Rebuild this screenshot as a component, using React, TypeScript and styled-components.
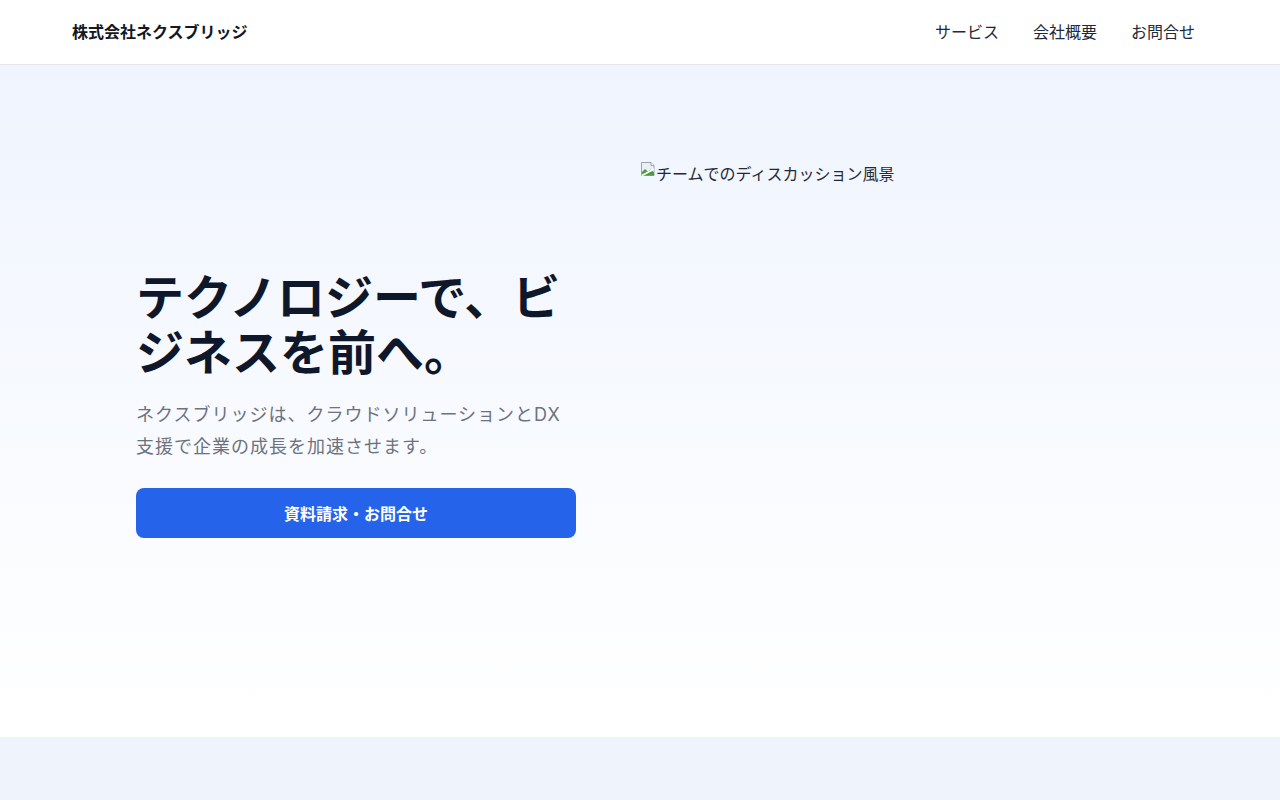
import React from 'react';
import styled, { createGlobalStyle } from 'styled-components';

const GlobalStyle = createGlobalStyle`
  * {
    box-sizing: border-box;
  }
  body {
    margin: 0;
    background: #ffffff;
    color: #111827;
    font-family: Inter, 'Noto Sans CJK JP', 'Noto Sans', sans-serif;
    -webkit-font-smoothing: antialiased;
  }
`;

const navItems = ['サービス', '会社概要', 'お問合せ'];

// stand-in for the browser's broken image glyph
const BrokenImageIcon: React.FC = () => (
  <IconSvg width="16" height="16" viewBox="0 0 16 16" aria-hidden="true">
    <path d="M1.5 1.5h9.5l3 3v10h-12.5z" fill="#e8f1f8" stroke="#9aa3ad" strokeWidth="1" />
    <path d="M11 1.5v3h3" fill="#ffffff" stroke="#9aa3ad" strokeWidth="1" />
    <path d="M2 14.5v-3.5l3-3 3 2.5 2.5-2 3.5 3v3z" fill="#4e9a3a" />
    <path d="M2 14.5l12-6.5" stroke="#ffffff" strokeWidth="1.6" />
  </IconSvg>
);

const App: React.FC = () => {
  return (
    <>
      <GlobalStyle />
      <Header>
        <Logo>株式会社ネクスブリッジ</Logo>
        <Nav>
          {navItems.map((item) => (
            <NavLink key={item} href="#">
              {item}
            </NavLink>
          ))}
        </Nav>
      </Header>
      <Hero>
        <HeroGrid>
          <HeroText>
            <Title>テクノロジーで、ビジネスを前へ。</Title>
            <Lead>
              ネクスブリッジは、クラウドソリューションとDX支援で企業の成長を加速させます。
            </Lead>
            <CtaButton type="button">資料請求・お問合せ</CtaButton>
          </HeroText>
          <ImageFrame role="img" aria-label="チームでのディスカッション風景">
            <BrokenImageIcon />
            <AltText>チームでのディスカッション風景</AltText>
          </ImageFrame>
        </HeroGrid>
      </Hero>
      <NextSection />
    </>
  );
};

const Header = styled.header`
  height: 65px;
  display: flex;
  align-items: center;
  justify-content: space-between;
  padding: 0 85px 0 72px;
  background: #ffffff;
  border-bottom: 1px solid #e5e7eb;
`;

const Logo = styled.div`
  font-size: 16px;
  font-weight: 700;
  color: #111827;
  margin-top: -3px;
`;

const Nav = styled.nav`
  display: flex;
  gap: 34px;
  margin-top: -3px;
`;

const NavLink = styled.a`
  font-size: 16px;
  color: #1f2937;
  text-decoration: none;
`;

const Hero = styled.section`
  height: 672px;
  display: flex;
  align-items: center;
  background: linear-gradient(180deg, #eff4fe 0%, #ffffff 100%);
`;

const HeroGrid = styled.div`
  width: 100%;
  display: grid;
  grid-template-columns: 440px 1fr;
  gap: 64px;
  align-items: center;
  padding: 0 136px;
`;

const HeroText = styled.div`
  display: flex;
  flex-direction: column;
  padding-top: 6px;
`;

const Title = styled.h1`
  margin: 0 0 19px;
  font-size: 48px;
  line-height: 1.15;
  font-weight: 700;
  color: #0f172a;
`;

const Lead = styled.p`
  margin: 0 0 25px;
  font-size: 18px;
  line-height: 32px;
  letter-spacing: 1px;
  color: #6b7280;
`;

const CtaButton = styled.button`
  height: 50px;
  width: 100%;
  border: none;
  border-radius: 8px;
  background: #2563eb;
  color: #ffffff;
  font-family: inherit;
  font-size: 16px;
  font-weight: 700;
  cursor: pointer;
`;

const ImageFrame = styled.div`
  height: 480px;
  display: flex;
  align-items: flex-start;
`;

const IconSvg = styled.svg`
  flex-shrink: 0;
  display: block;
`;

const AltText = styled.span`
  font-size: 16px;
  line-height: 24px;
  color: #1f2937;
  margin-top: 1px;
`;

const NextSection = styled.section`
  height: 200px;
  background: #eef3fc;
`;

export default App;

---

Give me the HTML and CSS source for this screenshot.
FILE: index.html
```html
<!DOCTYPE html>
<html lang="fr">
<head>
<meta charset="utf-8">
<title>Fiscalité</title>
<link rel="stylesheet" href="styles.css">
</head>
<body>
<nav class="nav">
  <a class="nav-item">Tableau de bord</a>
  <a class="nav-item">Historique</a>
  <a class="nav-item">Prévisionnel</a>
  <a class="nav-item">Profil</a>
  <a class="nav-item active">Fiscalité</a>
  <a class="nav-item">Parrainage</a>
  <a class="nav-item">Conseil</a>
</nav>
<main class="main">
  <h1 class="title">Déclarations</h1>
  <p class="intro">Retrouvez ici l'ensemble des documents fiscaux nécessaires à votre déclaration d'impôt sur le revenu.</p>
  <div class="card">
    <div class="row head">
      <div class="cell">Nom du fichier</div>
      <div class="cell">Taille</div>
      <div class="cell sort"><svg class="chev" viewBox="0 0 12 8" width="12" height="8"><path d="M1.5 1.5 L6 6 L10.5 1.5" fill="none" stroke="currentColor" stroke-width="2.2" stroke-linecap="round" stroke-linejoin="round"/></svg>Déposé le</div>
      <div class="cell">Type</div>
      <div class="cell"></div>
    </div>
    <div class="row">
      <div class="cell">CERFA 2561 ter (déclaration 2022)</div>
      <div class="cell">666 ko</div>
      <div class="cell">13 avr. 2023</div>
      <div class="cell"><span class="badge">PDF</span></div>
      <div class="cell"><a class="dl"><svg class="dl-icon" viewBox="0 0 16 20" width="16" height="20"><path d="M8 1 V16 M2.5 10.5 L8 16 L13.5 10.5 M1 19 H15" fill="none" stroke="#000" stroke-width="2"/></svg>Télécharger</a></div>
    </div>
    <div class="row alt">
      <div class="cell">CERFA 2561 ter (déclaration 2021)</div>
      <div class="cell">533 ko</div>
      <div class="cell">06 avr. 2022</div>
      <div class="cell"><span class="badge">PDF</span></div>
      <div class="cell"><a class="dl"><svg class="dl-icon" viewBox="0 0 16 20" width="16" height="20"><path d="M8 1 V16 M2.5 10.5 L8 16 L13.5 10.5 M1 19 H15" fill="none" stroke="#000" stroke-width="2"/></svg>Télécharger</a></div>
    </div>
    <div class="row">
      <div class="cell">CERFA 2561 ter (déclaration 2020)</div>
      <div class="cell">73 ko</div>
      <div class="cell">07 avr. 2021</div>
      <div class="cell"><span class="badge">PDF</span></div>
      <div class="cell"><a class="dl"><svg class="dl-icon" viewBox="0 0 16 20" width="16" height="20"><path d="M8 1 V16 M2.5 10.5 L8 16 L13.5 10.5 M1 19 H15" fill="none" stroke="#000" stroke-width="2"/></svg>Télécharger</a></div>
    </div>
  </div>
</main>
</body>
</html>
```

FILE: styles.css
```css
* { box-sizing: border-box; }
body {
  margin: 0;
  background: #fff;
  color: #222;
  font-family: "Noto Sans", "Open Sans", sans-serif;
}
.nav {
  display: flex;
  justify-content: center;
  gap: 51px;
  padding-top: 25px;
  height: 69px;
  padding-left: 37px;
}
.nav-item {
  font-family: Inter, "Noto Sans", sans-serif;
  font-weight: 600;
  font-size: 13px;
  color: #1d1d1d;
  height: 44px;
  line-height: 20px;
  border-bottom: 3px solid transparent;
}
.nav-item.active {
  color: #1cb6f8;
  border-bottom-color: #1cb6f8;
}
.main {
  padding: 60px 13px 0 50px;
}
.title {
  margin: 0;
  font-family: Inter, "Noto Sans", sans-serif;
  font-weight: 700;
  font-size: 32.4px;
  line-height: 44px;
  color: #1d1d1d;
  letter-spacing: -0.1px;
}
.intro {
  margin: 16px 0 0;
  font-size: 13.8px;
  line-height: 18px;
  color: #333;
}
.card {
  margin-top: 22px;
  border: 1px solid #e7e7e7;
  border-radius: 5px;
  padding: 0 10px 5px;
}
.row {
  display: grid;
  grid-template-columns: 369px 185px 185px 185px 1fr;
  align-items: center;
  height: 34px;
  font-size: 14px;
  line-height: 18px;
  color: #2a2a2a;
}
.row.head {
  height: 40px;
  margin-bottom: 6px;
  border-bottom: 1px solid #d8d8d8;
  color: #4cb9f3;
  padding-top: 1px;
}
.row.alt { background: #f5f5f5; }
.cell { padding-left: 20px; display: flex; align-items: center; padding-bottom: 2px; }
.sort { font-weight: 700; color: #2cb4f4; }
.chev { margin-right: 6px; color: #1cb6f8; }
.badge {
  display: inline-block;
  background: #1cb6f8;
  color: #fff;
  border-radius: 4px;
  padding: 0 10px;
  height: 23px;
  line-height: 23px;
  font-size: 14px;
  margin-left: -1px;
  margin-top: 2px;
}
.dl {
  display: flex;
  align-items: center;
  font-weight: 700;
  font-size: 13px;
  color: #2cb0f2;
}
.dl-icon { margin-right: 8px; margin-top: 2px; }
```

--- Requirements ---
Everything from the line with "Rebuild this screenshot" down to the line with "const navItems = ['サービス', '会社概要', 'お問合せ'];" in the data above should be copied exactly, with both end lines kept and the pictures left out.

--- Solved problem ---
Rebuild this screenshot as a component, using React, TypeScript and styled-components.
import React from 'react';
import styled, { createGlobalStyle } from 'styled-components';

const GlobalStyle = createGlobalStyle`
  * {
    box-sizing: border-box;
  }
  body {
    margin: 0;
    background: #ffffff;
    color: #111827;
    font-family: Inter, 'Noto Sans CJK JP', 'Noto Sans', sans-serif;
    -webkit-font-smoothing: antialiased;
  }
`;

const navItems = ['サービス', '会社概要', 'お問合せ'];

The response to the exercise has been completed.